Biznes zapomina o słabościach unijnej waluty. Już trzy czwarte średnich i dużych przedsiębiorstw chciałoby, by Polska zamieniła złotego na euro.
Unijna waluta znowu cieszy się zaufaniem wśród polskich firm. Obecnie już 74% średnich i dużych przedsiębiorstw chciałoby, aby nasz kraj zrezygnował ze złotego i dołączył do strefy euro. To najwyższy wynik do 2011 r., czyli od szczytu „kryzysu greckiego” (w lipcu 2011 r. przeprowadzono redukcję długu Grecji wobec banków) oraz wynik o 16 pkt proc. wyższy niż w roku 2016 (w 2017 roku nie przeprowadzono ankiety). Trwający przez pięć lat (2010-2015) proces konsekwentnego zniechęcania się polskich firm do unijnej waluty został więc zatrzymany i odsetek zwolenników euro wrócił w okolice poziomu „przedkryzysowego”.
Źródło: Badanie przeprowadzone w ramach cyklu International Business Report przez Millward Brown dla Grant Thornton International wśród 200 firm działających w Polsce. Brak danych za 2017 r.
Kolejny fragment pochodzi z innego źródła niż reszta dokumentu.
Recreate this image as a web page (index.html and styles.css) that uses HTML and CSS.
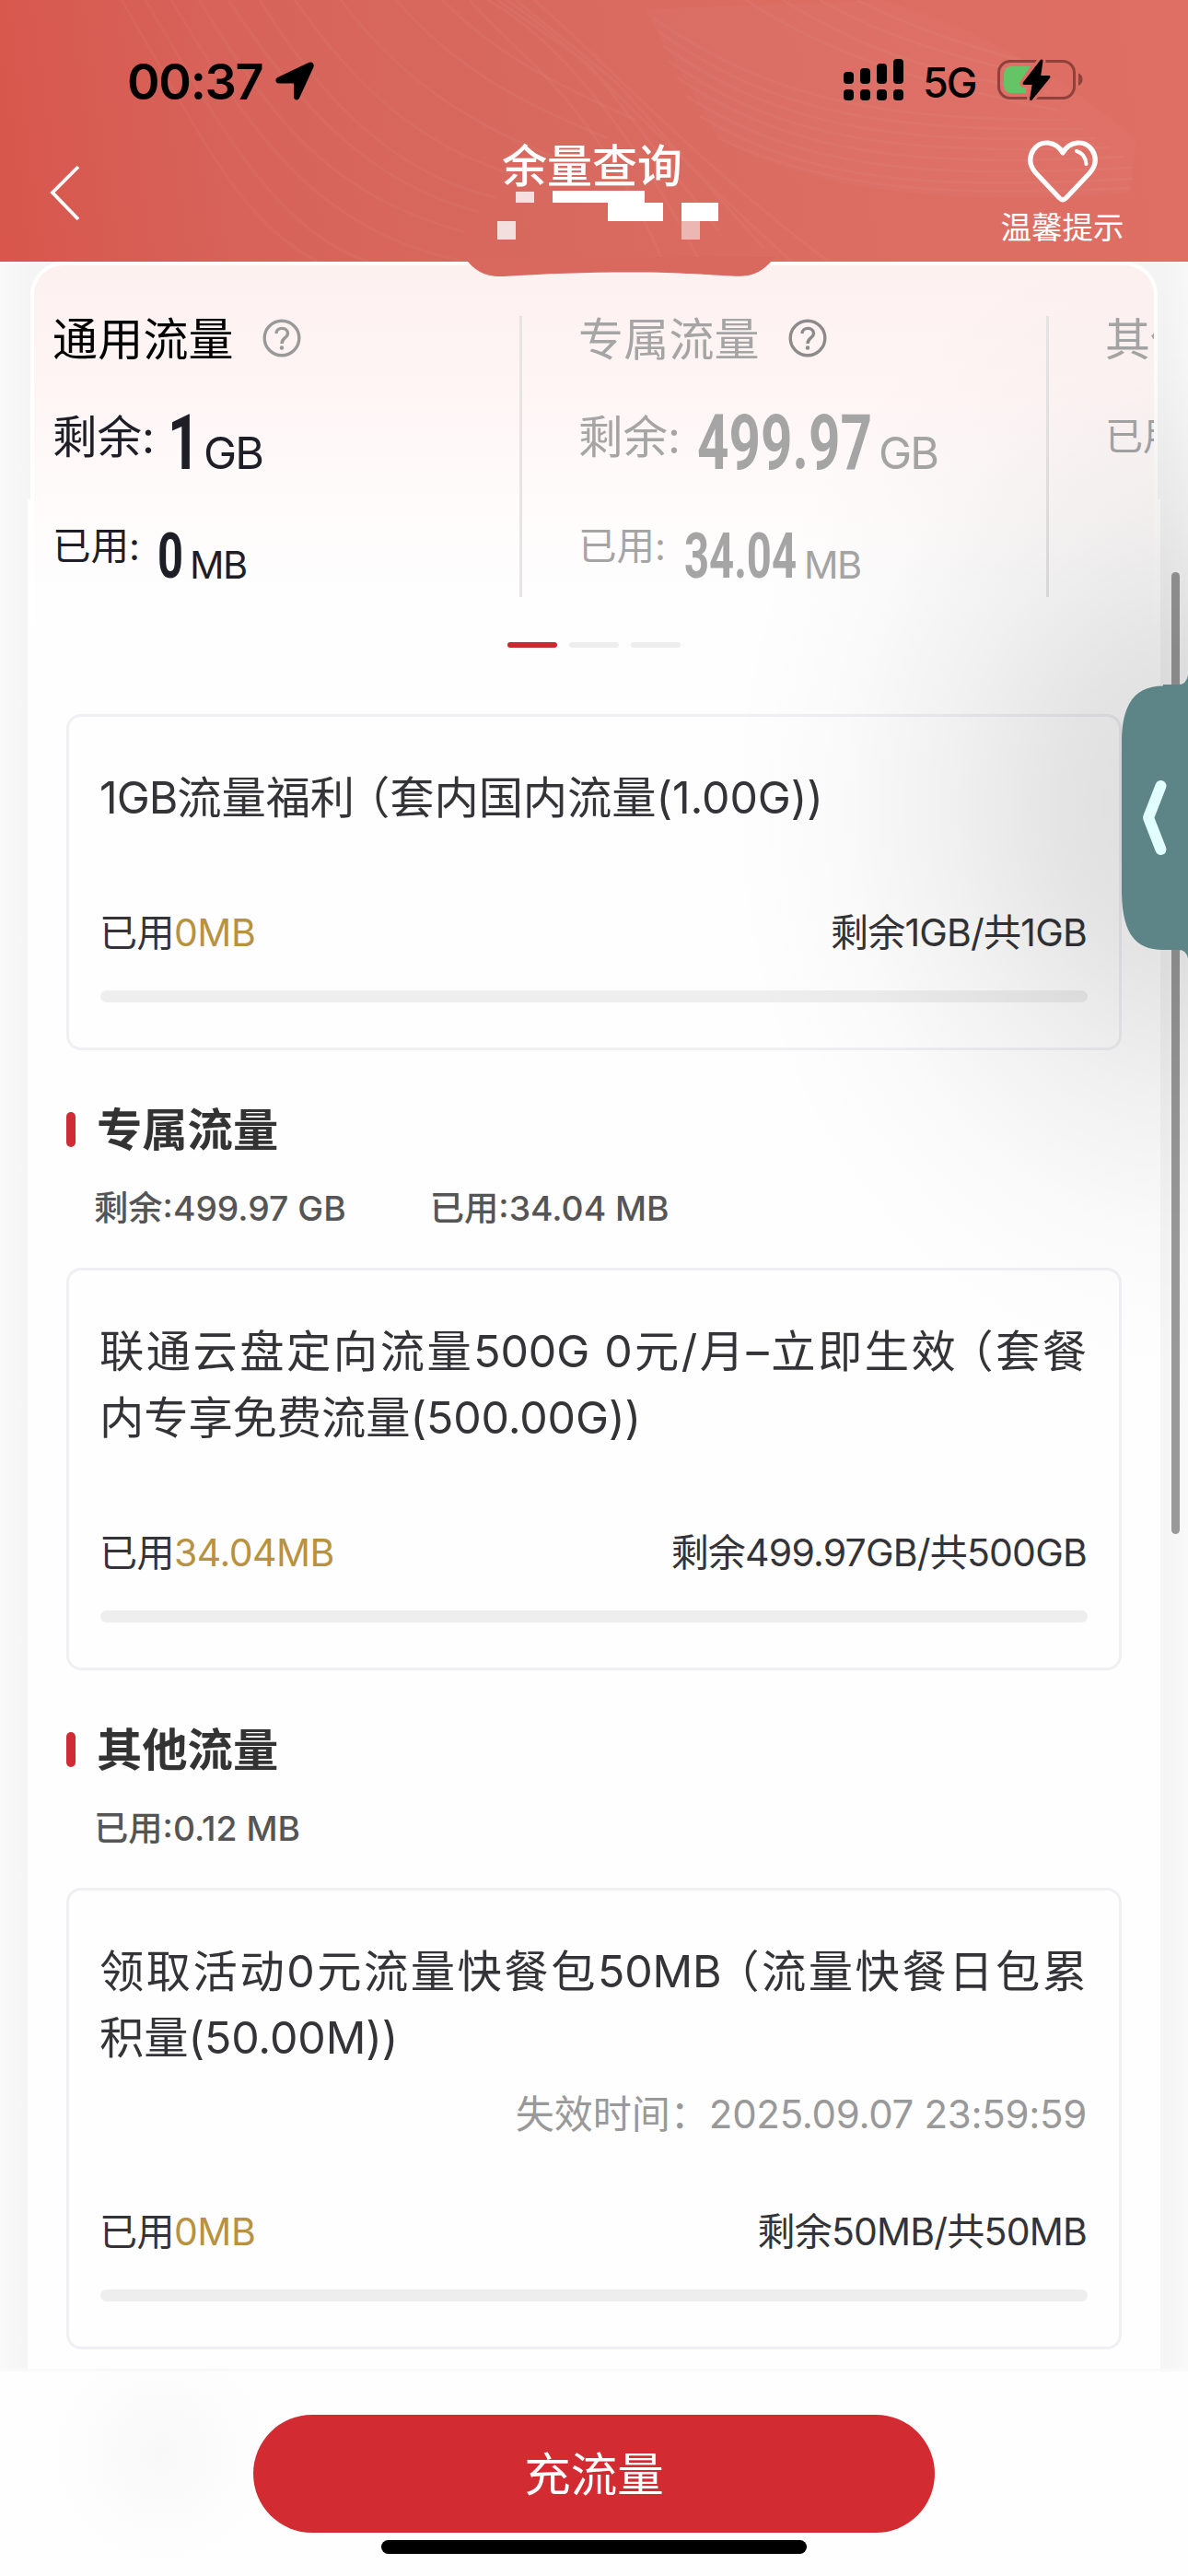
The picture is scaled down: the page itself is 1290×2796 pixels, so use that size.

Mogłoby się wydawać, że skłonność przedsiębiorców do przyjmowania euro jest skorelowana z tym, jak zmienny jest kurs złotego. Okazuje się jednak, że wcale tak nie jest. Złoty w ostatnim czasie wyraźnie się ustabilizował. Średnia zmienność jest najniższa przynajmniej od 2002 roku. Wydaje się więc, że wina nie leży w złotym – przedsiębiorcy nie tyle są coraz bardziej zniechęceni do rodzimej waluty, co po prostu poprawia się ich postrzeganie samego euro.